* _Exercise requirements_: Report how many lines of the listing below include the word "with". Give nothing but the number.

------------------------------------------------------------

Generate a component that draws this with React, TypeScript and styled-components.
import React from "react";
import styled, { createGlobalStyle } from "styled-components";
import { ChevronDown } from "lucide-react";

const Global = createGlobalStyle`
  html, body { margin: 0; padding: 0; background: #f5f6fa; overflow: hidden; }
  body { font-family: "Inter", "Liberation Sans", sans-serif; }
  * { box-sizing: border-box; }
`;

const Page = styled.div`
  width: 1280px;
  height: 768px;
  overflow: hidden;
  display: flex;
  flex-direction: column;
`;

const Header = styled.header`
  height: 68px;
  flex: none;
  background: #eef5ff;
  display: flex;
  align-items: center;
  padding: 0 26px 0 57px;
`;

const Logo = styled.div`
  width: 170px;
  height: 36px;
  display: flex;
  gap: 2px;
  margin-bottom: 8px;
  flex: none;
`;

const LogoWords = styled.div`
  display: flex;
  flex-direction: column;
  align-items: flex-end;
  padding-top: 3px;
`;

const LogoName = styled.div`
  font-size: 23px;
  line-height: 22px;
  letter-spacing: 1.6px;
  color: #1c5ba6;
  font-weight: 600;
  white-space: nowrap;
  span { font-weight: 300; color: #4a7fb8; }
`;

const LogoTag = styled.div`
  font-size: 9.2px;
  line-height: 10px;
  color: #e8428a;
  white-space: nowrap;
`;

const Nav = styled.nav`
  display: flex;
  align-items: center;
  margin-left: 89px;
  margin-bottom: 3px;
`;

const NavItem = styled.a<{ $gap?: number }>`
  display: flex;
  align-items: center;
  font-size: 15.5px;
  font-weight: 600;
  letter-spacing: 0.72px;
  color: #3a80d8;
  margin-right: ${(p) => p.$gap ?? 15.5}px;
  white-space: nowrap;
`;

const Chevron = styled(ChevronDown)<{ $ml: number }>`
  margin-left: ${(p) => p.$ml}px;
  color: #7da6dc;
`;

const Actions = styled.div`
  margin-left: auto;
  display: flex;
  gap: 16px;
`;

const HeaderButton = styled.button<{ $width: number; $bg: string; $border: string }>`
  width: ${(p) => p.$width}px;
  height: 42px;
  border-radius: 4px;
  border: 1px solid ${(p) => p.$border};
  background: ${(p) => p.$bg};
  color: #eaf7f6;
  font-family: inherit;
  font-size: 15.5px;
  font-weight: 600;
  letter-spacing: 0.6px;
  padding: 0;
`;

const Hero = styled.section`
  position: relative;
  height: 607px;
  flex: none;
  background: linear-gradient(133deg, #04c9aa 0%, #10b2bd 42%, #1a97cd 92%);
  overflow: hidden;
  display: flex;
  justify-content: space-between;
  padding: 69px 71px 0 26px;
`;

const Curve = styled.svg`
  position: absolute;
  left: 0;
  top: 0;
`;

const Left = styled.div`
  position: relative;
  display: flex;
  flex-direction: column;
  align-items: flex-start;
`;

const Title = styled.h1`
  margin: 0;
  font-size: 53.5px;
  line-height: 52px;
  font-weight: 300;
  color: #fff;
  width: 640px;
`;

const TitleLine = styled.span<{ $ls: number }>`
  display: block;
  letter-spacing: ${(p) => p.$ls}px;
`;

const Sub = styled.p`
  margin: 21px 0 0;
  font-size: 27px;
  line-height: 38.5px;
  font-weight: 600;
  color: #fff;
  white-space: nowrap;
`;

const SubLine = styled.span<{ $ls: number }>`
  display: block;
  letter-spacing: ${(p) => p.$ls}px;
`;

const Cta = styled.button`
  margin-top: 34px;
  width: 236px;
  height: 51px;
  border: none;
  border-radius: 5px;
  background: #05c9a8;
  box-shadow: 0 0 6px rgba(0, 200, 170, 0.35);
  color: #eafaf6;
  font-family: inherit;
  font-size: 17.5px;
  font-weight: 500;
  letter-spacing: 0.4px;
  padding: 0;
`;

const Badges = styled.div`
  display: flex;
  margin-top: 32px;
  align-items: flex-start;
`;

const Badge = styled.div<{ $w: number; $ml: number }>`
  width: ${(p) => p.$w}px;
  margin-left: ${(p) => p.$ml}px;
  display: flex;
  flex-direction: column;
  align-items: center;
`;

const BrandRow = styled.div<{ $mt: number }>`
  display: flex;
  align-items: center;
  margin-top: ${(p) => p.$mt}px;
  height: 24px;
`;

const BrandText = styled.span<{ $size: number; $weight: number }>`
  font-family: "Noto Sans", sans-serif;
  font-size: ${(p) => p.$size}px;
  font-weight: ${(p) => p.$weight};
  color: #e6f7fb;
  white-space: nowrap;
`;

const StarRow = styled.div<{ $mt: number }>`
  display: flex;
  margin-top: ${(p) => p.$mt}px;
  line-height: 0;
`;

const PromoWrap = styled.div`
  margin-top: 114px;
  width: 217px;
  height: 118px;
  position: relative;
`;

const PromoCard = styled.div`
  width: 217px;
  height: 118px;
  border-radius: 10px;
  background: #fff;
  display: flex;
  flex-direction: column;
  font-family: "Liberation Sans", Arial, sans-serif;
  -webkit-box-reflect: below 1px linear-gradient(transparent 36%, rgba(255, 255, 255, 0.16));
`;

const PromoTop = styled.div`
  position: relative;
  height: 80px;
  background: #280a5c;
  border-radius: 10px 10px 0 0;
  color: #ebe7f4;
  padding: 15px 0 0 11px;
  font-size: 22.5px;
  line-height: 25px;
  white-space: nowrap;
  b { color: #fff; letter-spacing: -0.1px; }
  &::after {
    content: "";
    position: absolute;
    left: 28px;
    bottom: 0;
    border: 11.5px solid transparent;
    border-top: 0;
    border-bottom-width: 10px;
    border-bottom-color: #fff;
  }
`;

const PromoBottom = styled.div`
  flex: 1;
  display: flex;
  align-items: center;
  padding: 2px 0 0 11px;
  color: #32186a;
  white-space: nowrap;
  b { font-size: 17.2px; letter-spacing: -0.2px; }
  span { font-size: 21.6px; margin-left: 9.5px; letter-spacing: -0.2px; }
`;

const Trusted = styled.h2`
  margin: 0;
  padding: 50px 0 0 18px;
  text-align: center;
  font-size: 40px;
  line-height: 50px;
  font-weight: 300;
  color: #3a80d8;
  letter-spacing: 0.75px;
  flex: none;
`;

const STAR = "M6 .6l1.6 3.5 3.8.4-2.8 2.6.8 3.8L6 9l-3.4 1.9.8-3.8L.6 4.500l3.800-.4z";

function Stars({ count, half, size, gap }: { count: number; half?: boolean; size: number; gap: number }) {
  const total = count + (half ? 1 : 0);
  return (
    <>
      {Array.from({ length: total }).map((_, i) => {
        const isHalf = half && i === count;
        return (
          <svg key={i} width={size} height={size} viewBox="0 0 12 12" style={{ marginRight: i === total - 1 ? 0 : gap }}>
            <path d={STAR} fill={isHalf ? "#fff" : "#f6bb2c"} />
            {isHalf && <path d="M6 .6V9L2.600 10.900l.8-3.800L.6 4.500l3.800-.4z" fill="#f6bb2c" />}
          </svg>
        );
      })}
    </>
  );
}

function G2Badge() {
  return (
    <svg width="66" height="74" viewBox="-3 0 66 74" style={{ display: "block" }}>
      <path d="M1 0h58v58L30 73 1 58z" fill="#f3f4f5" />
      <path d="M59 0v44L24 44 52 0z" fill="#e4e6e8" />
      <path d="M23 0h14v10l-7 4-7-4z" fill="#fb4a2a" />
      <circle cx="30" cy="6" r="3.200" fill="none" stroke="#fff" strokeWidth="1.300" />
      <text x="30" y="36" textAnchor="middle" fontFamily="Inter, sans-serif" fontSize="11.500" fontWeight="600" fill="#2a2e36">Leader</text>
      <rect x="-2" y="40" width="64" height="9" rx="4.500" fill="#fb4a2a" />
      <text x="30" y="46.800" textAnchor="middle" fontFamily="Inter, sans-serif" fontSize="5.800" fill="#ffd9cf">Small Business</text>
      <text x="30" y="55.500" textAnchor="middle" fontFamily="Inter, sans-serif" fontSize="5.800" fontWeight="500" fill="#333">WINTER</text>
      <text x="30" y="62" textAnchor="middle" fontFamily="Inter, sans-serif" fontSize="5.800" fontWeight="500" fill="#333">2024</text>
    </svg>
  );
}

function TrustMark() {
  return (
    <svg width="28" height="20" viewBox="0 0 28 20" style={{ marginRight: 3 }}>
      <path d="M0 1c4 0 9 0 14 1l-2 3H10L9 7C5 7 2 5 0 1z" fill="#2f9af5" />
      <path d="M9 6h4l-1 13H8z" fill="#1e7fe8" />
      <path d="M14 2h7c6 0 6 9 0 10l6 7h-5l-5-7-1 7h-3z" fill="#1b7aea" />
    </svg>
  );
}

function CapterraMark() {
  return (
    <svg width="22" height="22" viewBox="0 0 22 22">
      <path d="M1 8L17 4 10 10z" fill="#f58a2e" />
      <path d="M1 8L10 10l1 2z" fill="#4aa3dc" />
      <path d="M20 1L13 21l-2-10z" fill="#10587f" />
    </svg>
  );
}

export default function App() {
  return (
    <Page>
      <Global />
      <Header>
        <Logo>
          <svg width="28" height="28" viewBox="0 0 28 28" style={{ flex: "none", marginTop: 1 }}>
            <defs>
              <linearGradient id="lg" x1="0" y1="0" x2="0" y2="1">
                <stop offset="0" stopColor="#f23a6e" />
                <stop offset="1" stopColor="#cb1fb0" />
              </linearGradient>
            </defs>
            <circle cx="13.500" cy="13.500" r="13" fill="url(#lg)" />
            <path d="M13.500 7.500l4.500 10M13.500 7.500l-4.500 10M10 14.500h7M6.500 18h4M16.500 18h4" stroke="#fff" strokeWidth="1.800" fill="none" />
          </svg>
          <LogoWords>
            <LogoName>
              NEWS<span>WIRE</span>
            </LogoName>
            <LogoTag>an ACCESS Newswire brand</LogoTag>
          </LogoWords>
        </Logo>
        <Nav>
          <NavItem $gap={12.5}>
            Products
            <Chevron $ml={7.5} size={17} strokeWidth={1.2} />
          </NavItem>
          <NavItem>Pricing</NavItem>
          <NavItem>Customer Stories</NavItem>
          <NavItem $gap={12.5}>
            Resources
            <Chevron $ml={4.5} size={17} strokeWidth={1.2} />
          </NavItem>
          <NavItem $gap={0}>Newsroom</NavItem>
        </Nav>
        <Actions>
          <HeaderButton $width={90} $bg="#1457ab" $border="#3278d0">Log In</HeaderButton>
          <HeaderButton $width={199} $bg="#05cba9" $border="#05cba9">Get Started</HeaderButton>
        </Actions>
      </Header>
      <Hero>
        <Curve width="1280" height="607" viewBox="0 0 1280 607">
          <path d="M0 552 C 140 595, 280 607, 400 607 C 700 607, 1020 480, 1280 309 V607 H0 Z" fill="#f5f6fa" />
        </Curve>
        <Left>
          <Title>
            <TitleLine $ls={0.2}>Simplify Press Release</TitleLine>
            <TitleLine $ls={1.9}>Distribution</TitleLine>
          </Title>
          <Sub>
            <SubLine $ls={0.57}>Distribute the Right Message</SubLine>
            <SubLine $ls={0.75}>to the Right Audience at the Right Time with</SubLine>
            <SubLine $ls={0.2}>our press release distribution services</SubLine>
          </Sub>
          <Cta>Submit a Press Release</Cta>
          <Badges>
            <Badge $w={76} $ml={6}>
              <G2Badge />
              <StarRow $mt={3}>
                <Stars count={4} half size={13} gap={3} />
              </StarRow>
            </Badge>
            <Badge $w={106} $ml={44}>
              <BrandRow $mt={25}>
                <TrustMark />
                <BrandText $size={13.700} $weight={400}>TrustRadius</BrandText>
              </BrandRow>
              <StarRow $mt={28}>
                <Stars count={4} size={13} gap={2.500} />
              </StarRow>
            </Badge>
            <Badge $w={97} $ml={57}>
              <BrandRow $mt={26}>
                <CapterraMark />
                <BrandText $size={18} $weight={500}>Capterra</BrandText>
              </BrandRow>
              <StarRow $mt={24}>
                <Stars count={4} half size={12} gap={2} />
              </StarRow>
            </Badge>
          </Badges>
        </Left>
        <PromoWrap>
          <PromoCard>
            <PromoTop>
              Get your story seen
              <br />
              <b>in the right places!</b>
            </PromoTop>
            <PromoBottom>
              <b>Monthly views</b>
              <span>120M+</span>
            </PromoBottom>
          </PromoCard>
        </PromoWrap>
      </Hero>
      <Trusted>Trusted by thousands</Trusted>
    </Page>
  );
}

------------------------------------------------------------

* _Response to the task_: 2